# WHAT IS ASKED
Copy out all the lines exactly. Omit pictures.

# SOURCE DATA
------------------------------------------------

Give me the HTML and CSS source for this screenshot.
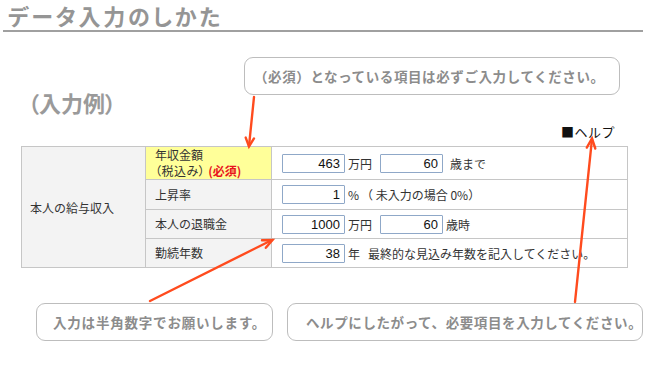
FILE: index.html
```html
<!DOCTYPE html>
<html lang="ja">
<head>
    <meta charset="UTF-8">
    <meta name="viewport" content="width=device-width, initial-scale=1.0">
    <title>データ入力のしかた</title>
    <link rel="stylesheet" href="styles.css">
</head>
<body>
    <div class="page">
        <h1 class="page-title">データ入力のしかた</h1>

        <div class="note note-top">（必須）となっている項目は必ずご入力してください。</div>

        <h2 class="example-title">（入力例）</h2>
        <div class="help-link">■ヘルプ</div>

        <table class="form-table">
            <tr class="row-1">
                <th class="group" rowspan="4">本人の給与収入</th>
                <th class="label required">年収金額<br><span class="tight">（税込み）</span><span class="req">(必須)</span></th>
                <td>
                    <div class="field">
                        <input class="num" value="463" readonly>
                        <span class="unit">万円</span>
                        <input class="num" value="60" readonly>
                        <span class="unit unit-wide">歳まで</span>
                    </div>
                </td>
            </tr>
            <tr class="row-2">
                <th class="label">上昇率</th>
                <td>
                    <div class="field">
                        <input class="num" value="1" readonly>
                        <span class="unit">%</span>
                        <span class="hint">（ 未入力の場合 0%）</span>
                    </div>
                </td>
            </tr>
            <tr class="row-3">
                <th class="label">本人の退職金</th>
                <td>
                    <div class="field">
                        <input class="num" value="1000" readonly>
                        <span class="unit">万円</span>
                        <input class="num" value="60" readonly>
                        <span class="unit">歳時</span>
                    </div>
                </td>
            </tr>
            <tr class="row-4">
                <th class="label">勤続年数</th>
                <td>
                    <div class="field">
                        <input class="num" value="38" readonly>
                        <span class="unit">年</span>
                        <span class="hint">最終的な見込み年数を記入してください。</span>
                    </div>
                </td>
            </tr>
        </table>

        <div class="notes-bottom">
            <div class="note note-left">入力は半角数字でお願いします。</div>
            <div class="note note-right">ヘルプにしたがって、必要項目を入力してください。</div>
        </div>

        <!-- arrows drawn over the page -->
        <svg class="arrows" width="650" height="380" viewBox="0 0 650 380">
            <g fill="none" stroke="#ff4b1e" stroke-width="2.4" stroke-linecap="round">
                <path d="M254 97 L249 146"/>
                <path d="M254 138.4 L249 146.5 L245.7 137.6"/>
                <path d="M150 301 L272 240"/>
                <path d="M265.8 247.8 L272.5 240 L262 240.3"/>
                <path d="M575 302 L592 139"/>
                <path d="M595.3 148.5 L592 138.5 L586.8 147.6"/>
            </g>
        </svg>
    </div>
</body>
</html>
```

FILE: styles.css
```css
* { margin: 0; padding: 0; box-sizing: border-box; }
body {
    font-family: "Noto Sans CJK JP", "Liberation Sans", sans-serif;
    background: #fff;
    color: #333;
}
.page {
    position: relative;
    width: 650px;
    height: 380px;
    overflow: hidden;
}
.page-title {
    width: 640px;
    margin-left: 3px;
    height: 32px;
    padding: 1px 0 0 5px;
    font-size: 22px;
    line-height: 29px;
    font-weight: bold;
    color: #959595;
    border-bottom: 2px solid #a0a0a0;
    font-feature-settings: "palt";
    letter-spacing: 2.8px;
}
.note {
    height: 38px;
    border: 1px solid #bdbdbd;
    border-radius: 9px;
    font-size: 13.5px;
    line-height: 36px;
    font-weight: bold;
    color: #8c8c8c;
    white-space: nowrap;
    letter-spacing: 0.8px;
}
.note-top {
    width: 376px;
    margin: 25px 0 0 244px;
    padding-left: 9px;
    letter-spacing: 0.6px;
}
.example-title {
    margin: -7px 0 0 28px;
    height: 28px;
    font-size: 22px;
    line-height: 28px;
    font-weight: bold;
    color: #9a9a9a;
    font-feature-settings: "palt";
}
.help-link {
    height: 30px;
    padding: 6px 35px 0 0;
    text-align: right;
    font-size: 13px;
    line-height: 20px;
    color: #111;
    letter-spacing: 0.5px;
}
.form-table {
    margin-left: 21px;
    width: 607px;
    border-collapse: collapse;
    font-size: 12px;
    color: #333;
}
.form-table th,
.form-table td {
    border: 1px solid #c6c6c6;
    text-align: left;
    font-weight: normal;
    vertical-align: middle;
}
.form-table th.group {
    width: 124px;
    padding-left: 8px;
    background: #f3f3f3;
}
.form-table th.label {
    width: 126px;
    padding-left: 9px;
    background: #f3f3f3;
    line-height: 16px;
}
.form-table th.required { background: #ffff99; }
.tight { font-feature-settings: "palt"; letter-spacing: 0.5px; }
.req {
    margin-left: 3px;
    color: #e8141e;
    font-weight: bold;
}
.form-table td { padding-left: 10px; }
.row-1 { height: 33px; }
.row-2 { height: 30px; }
.row-3 { height: 29px; }
.row-4 { height: 29px; }
.field {
    display: flex;
    align-items: center;
}
.num {
    width: 63px;
    height: 19px;
    border: 1px solid #8fa8c8;
    border-radius: 1px;
    padding-right: 4px;
    text-align: right;
    font-family: "Liberation Sans", Arial, sans-serif;
    font-size: 13px;
    color: #111;
    background: #fff;
    outline: none;
}
.unit {
    margin: 0 8px 0 3px;
    color: #333;
}
.unit-wide { margin-left: 7px; }
.hint { color: #333; }
.row-2 .unit { margin-right: 2px; }
.notes-bottom {
    display: flex;
    gap: 14px;
    margin: 35px 0 0 36px;
}
.note-left {
    width: 237px;
    padding-left: 16px;
}
.note-right {
    width: 356px;
    padding-left: 18px;
    letter-spacing: 0.6px;
}
.arrows {
    position: absolute;
    left: 0;
    top: 0;
    pointer-events: none;
}
```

------------------------------------------------

# THE REPLY
Give me the HTML and CSS source for this screenshot.
FILE: index.html
```html
<!DOCTYPE html>
<html lang="ja">
<head>
    <meta charset="UTF-8">
    <meta name="viewport" content="width=device-width, initial-scale=1.0">
    <title>データ入力のしかた</title>
    <link rel="stylesheet" href="styles.css">
</head>
<body>
    <div class="page">
        <h1 class="page-title">データ入力のしかた</h1>

        <div class="note note-top">（必須）となっている項目は必ずご入力してください。</div>

        <h2 class="example-title">（入力例）</h2>
        <div class="help-link">■ヘルプ</div>

        <table class="form-table">
            <tr class="row-1">
                <th class="group" rowspan="4">本人の給与収入</th>
                <th class="label required">年収金額<br><span class="tight">（税込み）</span><span class="req">(必須)</span></th>
                <td>
                    <div class="field">
                        <input class="num" value="463" readonly>
                        <span class="unit">万円</span>
                        <input class="num" value="60" readonly>
                        <span class="unit unit-wide">歳まで</span>
                    </div>
                </td>
            </tr>
            <tr class="row-2">
                <th class="label">上昇率</th>
                <td>
                    <div class="field">
                        <input class="num" value="1" readonly>
                        <span class="unit">%</span>
                        <span class="hint">（ 未入力の場合 0%）</span>
                    </div>
                </td>
            </tr>
            <tr class="row-3">
                <th class="label">本人の退職金</th>
                <td>
                    <div class="field">
                        <input class="num" value="1000" readonly>
                        <span class="unit">万円</span>
                        <input class="num" value="60" readonly>
                        <span class="unit">歳時</span>
                    </div>
                </td>
            </tr>
            <tr class="row-4">
                <th class="label">勤続年数</th>
                <td>
                    <div class="field">
                        <input class="num" value="38" readonly>
                        <span class="unit">年</span>
                        <span class="hint">最終的な見込み年数を記入してください。</span>
                    </div>
                </td>
            </tr>
        </table>

        <div class="notes-bottom">
            <div class="note note-left">入力は半角数字でお願いします。</div>
            <div class="note note-right">ヘルプにしたがって、必要項目を入力してください。</div>
        </div>

        <!-- arrows drawn over the page -->
        <svg class="arrows" width="650" height="380" viewBox="0 0 650 380">
            <g fill="none" stroke="#ff4b1e" stroke-width="2.4" stroke-linecap="round">
                <path d="M254 97 L249 146"/>
                <path d="M254 138.4 L249 146.5 L245.7 137.6"/>
                <path d="M150 301 L272 240"/>
                <path d="M265.8 247.8 L272.5 240 L262 240.3"/>
                <path d="M575 302 L592 139"/>
                <path d="M595.3 148.5 L592 138.5 L586.8 147.6"/>
            </g>
        </svg>
    </div>
</body>
</html>
```

FILE: styles.css
```css
* { margin: 0; padding: 0; box-sizing: border-box; }
body {
    font-family: "Noto Sans CJK JP", "Liberation Sans", sans-serif;
    background: #fff;
    color: #333;
}
.page {
    position: relative;
    width: 650px;
    height: 380px;
    overflow: hidden;
}
.page-title {
    width: 640px;
    margin-left: 3px;
    height: 32px;
    padding: 1px 0 0 5px;
    font-size: 22px;
    line-height: 29px;
    font-weight: bold;
    color: #959595;
    border-bottom: 2px solid #a0a0a0;
    font-feature-settings: "palt";
    letter-spacing: 2.8px;
}
.note {
    height: 38px;
    border: 1px solid #bdbdbd;
    border-radius: 9px;
    font-size: 13.5px;
    line-height: 36px;
    font-weight: bold;
    color: #8c8c8c;
    white-space: nowrap;
    letter-spacing: 0.8px;
}
.note-top {
    width: 376px;
    margin: 25px 0 0 244px;
    padding-left: 9px;
    letter-spacing: 0.6px;
}
.example-title {
    margin: -7px 0 0 28px;
    height: 28px;
    font-size: 22px;
    line-height: 28px;
    font-weight: bold;
    color: #9a9a9a;
    font-feature-settings: "palt";
}
.help-link {
    height: 30px;
    padding: 6px 35px 0 0;
    text-align: right;
    font-size: 13px;
    line-height: 20px;
    color: #111;
    letter-spacing: 0.5px;
}
.form-table {
    margin-left: 21px;
    width: 607px;
    border-collapse: collapse;
    font-size: 12px;
    color: #333;
}
.form-table th,
.form-table td {
    border: 1px solid #c6c6c6;
    text-align: left;
    font-weight: normal;
    vertical-align: middle;
}
.form-table th.group {
    width: 124px;
    padding-left: 8px;
    background: #f3f3f3;
}
.form-table th.label {
    width: 126px;
    padding-left: 9px;
    background: #f3f3f3;
    line-height: 16px;
}
.form-table th.required { background: #ffff99; }
.tight { font-feature-settings: "palt"; letter-spacing: 0.5px; }
.req {
    margin-left: 3px;
    color: #e8141e;
    font-weight: bold;
}
.form-table td { padding-left: 10px; }
.row-1 { height: 33px; }
.row-2 { height: 30px; }
.row-3 { height: 29px; }
.row-4 { height: 29px; }
.field {
    display: flex;
    align-items: center;
}
.num {
    width: 63px;
    height: 19px;
    border: 1px solid #8fa8c8;
    border-radius: 1px;
    padding-right: 4px;
    text-align: right;
    font-family: "Liberation Sans", Arial, sans-serif;
    font-size: 13px;
    color: #111;
    background: #fff;
    outline: none;
}
.unit {
    margin: 0 8px 0 3px;
    color: #333;
}
.unit-wide { margin-left: 7px; }
.hint { color: #333; }
.row-2 .unit { margin-right: 2px; }
.notes-bottom {
    display: flex;
    gap: 14px;
    margin: 35px 0 0 36px;
}
.note-left {
    width: 237px;
    padding-left: 16px;
}
.note-right {
    width: 356px;
    padding-left: 18px;
    letter-spacing: 0.6px;
}
.arrows {
    position: absolute;
    left: 0;
    top: 0;
    pointer-events: none;
}
```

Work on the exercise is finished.